If you're feeding in coordinates as Gcode I would recommend loading Grbl. Keep in mind Grbl has specific pin requirements that make it incompatible with the Orion's RJ25 ports, so you'd have to wire a normal Arduino. Makeblock supplies Gcode firmware that works with the Orion.
For the demo in the video, the firmware was custom to handle real-time input and recording of motion.
Not sure from the video, does the artist look at the robot when painting or at a screen? I feel like it's going to be really hard to paint that slow, so it might be better to simulate the whole thing (which will be way closer to real time) and then reproduce it later on the robot (with some corrections if needed). But simulating might be difficult... or lead the artist to use brush strokes that are really hard to replicate. Cool project anyway! Let us know how it evolves :)
Also just a heads up on the Amanufactory website the font in the Plans section is really hard to read, you might want to check that out ( http://i.imgur.com/Klvmorc.png ).
The artist looks at the robot. They were going extra slow to be cautious, but it can mimic movement pretty fast as long as you're not going across the canvas in a single stroke.
Now you're talking. I can't wait to print out nicely formed brushstrokes from a digital painting.
Something along the lines of embedding a bump map into the 2d image to give subtle depth information. Let me know if anyone needs an artist to do the art side of this.

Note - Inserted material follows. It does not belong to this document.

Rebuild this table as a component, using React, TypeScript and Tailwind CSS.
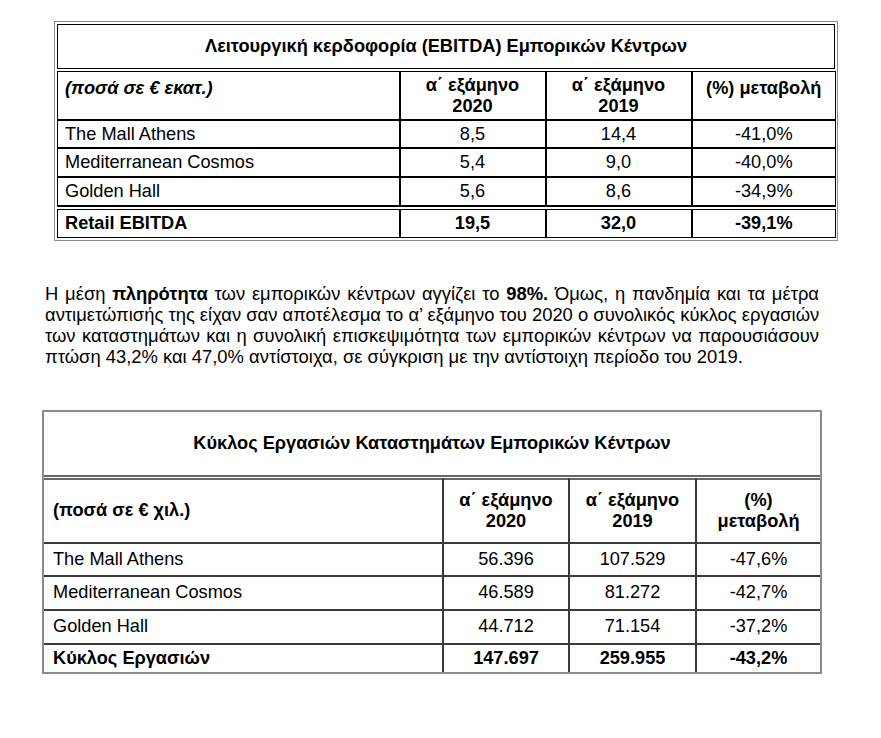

This is cool. It reminds me of 3D printers, but just in two dimensions and with a paintbrush and paint instead of a hot-end/nozzle/filament.
You could look at the firmware used to control the stepper motors/end stops that much of the reprap community is using at https://github.com/MarlinFirmware/Marlin. This uses GCODE as well, and deals with acceleration around turns.
Yep looked into Grbl. Hadn't seen Marlin. I didn't use this for Live mode since they weren't really built for that, but they'll be used for the photo to painting part.
Since the strokes are recorded, is it translated into positional coordinates and movements? Is it possible to adjust the "code" post-recording to perfect a replicate or add changes? Cool project!